▶ _Recorded information_
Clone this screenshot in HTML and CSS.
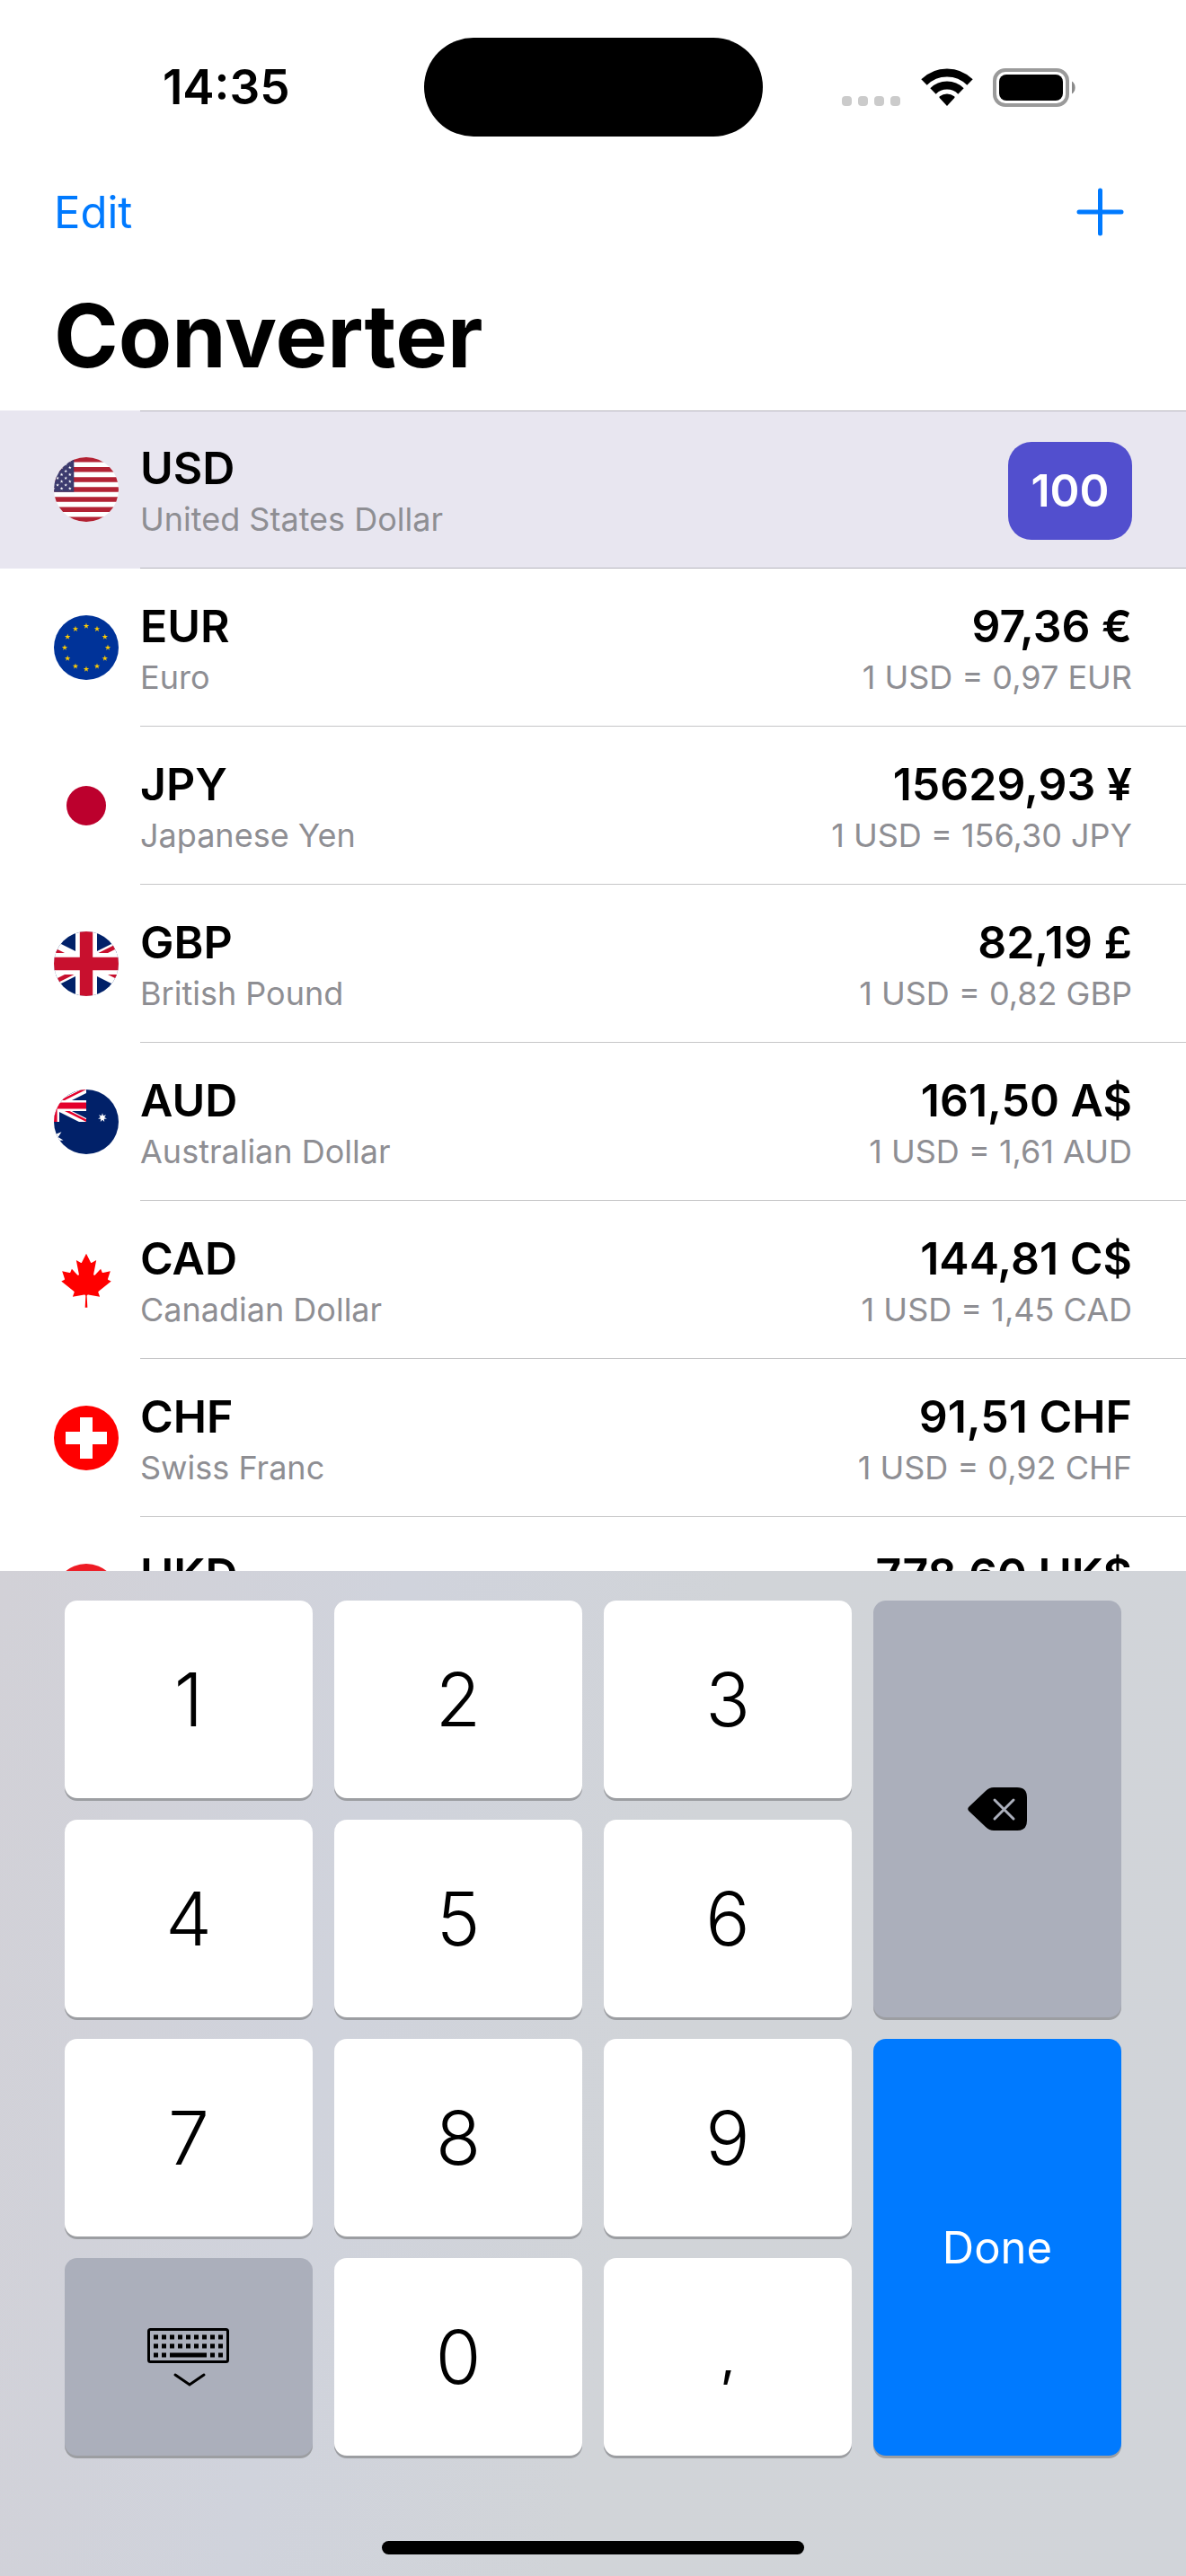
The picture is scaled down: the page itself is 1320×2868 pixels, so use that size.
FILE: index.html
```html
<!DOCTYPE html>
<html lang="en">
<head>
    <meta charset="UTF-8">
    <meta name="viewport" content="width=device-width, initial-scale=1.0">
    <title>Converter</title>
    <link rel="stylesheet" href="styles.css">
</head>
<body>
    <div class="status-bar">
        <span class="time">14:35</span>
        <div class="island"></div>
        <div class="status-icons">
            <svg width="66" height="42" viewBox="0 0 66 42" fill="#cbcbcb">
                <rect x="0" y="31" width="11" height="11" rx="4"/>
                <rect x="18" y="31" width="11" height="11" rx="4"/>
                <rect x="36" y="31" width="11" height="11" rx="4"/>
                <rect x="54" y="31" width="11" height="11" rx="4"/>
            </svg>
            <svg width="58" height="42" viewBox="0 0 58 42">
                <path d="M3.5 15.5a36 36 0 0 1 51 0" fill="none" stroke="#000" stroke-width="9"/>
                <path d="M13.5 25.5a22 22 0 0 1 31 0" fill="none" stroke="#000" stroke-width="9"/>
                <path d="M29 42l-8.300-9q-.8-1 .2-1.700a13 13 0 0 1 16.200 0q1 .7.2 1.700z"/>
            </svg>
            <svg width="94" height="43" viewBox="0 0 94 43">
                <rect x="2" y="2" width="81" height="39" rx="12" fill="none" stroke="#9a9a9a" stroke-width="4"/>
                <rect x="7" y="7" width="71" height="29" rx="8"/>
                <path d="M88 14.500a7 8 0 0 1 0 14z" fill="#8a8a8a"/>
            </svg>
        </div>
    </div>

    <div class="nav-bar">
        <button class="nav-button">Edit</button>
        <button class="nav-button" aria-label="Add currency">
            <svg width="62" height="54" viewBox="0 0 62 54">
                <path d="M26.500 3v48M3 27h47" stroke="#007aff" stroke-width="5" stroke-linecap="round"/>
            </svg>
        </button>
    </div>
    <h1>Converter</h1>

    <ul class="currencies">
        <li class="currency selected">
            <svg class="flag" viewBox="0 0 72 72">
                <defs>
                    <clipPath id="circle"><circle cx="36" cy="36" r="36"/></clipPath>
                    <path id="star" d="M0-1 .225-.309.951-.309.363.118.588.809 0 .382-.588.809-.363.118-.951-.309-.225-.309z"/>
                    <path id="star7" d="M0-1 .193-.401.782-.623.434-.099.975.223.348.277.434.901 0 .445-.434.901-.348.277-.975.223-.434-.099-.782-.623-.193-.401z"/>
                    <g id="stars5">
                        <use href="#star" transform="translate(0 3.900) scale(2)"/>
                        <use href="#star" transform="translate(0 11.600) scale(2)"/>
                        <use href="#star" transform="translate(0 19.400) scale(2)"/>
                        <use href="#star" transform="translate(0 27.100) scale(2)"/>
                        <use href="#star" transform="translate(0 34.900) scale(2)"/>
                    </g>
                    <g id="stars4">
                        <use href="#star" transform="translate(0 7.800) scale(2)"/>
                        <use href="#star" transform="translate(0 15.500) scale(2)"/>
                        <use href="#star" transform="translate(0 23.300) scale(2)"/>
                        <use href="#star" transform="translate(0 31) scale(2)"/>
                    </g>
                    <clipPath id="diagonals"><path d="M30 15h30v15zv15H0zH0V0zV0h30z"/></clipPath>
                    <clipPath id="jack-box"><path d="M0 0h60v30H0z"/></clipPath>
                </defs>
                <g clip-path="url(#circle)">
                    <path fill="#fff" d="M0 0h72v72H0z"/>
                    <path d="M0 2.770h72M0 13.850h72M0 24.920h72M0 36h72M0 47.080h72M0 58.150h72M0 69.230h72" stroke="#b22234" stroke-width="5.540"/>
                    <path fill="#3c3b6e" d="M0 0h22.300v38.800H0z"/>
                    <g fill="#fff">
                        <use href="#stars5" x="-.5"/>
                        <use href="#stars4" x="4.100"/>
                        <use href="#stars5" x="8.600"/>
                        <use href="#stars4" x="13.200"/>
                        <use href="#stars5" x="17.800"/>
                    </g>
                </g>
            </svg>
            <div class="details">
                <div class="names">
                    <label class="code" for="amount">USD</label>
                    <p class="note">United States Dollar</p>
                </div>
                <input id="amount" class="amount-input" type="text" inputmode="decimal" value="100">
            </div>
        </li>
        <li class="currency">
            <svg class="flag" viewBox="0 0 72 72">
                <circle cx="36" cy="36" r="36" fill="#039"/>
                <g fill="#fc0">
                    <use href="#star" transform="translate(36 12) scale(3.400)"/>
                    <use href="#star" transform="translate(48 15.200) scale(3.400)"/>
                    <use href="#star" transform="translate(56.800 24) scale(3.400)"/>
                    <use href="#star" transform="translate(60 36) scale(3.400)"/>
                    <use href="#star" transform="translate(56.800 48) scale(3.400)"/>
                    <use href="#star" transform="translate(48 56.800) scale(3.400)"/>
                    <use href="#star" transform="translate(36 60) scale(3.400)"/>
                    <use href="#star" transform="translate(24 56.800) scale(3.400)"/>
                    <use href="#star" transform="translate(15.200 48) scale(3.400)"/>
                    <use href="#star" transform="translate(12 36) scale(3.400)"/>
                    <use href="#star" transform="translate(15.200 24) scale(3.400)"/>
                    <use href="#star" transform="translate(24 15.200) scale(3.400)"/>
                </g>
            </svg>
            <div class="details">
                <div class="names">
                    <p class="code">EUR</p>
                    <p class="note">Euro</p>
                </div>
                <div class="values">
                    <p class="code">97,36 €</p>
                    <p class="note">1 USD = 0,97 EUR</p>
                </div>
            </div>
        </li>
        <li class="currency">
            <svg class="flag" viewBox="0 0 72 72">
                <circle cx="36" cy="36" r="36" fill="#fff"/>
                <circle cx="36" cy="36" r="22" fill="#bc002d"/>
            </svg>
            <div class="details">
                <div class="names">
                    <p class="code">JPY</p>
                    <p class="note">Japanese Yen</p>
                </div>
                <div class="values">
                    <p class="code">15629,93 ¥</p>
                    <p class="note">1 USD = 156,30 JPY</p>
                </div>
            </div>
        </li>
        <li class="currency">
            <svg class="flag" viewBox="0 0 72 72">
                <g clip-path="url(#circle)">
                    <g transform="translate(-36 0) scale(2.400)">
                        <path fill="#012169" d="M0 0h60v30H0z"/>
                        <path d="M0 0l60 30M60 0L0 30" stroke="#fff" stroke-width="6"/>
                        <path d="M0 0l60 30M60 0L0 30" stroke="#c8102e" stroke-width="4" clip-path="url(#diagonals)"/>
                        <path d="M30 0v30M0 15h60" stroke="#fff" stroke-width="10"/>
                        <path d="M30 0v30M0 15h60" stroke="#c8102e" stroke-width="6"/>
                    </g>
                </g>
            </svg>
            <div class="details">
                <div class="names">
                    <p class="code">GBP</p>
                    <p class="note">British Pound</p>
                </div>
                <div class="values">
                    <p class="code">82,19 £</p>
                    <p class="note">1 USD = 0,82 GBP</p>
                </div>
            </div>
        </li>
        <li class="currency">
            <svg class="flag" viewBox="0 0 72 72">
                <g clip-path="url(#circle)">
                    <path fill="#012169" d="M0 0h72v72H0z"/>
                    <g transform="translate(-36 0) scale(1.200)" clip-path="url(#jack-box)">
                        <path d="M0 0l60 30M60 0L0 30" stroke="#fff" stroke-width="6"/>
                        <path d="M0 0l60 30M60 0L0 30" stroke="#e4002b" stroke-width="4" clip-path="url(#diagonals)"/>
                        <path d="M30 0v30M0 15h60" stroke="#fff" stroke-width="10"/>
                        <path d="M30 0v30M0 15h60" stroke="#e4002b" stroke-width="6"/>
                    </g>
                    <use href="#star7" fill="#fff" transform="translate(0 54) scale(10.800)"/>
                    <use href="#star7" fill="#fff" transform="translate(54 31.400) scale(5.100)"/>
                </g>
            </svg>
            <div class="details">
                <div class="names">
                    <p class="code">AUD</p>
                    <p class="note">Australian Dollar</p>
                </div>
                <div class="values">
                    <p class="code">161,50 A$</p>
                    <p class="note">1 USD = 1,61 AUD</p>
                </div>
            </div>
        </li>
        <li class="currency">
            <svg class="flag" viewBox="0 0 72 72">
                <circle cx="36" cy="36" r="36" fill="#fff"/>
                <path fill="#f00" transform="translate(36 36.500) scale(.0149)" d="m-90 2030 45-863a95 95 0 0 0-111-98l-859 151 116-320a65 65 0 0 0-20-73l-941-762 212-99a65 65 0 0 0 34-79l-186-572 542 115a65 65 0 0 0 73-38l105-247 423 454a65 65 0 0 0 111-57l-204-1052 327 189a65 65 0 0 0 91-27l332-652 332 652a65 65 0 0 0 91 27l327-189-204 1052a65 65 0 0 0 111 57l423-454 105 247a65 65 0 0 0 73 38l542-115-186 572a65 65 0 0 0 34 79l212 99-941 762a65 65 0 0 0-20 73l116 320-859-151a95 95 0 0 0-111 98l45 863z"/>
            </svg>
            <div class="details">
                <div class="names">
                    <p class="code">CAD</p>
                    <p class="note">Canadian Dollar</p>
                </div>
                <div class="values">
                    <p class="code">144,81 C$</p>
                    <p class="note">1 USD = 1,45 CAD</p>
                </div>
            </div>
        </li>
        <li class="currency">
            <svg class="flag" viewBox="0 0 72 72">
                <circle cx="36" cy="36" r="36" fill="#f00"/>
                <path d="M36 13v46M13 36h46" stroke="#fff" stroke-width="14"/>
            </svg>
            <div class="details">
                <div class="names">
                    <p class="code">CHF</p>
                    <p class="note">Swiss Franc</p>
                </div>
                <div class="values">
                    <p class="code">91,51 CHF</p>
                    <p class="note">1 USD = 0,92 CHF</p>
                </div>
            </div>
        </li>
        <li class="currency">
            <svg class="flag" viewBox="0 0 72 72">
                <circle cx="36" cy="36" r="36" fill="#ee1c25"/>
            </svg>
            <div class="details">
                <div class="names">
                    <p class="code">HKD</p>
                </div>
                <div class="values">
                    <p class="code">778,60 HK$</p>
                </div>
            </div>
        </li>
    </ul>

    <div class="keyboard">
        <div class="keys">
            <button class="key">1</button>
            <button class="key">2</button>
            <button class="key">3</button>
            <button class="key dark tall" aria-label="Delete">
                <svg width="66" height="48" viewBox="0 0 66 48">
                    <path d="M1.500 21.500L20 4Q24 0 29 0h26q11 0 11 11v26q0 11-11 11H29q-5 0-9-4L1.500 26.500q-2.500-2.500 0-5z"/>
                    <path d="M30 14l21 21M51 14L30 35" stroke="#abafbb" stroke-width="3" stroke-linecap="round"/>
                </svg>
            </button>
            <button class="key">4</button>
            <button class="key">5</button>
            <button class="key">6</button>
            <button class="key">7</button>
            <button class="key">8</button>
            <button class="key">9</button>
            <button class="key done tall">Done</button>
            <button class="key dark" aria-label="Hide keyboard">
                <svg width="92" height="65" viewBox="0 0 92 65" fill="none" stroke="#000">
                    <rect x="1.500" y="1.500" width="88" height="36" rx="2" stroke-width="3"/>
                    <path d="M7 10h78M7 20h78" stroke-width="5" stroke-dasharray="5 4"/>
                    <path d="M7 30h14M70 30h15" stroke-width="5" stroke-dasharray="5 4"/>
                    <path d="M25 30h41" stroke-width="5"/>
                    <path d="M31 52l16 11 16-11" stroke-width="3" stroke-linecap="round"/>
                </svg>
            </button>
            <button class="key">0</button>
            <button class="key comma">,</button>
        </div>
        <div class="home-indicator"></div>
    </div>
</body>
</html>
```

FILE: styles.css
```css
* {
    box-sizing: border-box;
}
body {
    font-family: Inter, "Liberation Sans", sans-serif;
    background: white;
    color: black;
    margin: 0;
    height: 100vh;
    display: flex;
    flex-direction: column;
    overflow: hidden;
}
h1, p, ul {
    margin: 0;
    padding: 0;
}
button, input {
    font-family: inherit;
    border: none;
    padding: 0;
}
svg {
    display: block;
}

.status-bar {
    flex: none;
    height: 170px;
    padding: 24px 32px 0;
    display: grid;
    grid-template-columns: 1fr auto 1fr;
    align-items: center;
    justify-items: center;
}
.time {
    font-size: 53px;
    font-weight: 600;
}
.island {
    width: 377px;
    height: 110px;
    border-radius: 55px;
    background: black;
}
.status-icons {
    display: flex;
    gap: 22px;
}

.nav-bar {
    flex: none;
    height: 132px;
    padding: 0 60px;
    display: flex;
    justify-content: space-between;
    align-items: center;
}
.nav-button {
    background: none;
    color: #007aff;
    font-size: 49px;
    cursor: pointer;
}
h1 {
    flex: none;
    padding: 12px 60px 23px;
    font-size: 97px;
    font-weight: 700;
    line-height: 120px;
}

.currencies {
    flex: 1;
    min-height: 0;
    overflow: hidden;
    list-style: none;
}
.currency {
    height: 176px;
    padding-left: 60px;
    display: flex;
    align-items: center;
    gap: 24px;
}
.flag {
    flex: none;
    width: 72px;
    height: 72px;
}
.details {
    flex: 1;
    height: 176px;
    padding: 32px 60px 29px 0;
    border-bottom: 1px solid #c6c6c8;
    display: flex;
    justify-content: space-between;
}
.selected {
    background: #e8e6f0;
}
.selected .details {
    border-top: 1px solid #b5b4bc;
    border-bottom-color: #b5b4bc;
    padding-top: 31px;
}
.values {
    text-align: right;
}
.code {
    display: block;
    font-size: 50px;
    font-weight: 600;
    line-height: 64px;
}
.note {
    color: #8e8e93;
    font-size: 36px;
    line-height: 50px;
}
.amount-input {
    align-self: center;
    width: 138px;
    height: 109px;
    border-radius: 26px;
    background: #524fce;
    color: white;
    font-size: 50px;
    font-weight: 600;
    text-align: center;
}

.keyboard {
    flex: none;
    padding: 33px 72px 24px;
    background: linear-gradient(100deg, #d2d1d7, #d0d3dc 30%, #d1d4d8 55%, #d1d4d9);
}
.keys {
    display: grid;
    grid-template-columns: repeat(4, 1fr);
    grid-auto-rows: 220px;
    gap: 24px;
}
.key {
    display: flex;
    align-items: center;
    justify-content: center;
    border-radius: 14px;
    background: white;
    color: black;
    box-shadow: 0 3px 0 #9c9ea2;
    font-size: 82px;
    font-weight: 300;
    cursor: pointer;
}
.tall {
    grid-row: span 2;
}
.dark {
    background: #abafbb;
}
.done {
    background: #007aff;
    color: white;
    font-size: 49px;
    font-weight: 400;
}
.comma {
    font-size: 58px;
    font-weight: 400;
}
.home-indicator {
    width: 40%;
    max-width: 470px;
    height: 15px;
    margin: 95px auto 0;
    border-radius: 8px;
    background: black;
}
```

▶ _Work to do_
Check each line above for the string "size", then copy the ones that have it.

▶ _Answer to this task_
The picture is scaled down: the page itself is 1320×2868 pixels, so use that size.
    font-size: 53px;
    font-size: 49px;
    font-size: 97px;
    font-size: 50px;
    font-size: 36px;
    font-size: 50px;
    font-size: 82px;
    font-size: 49px;
    font-size: 58px;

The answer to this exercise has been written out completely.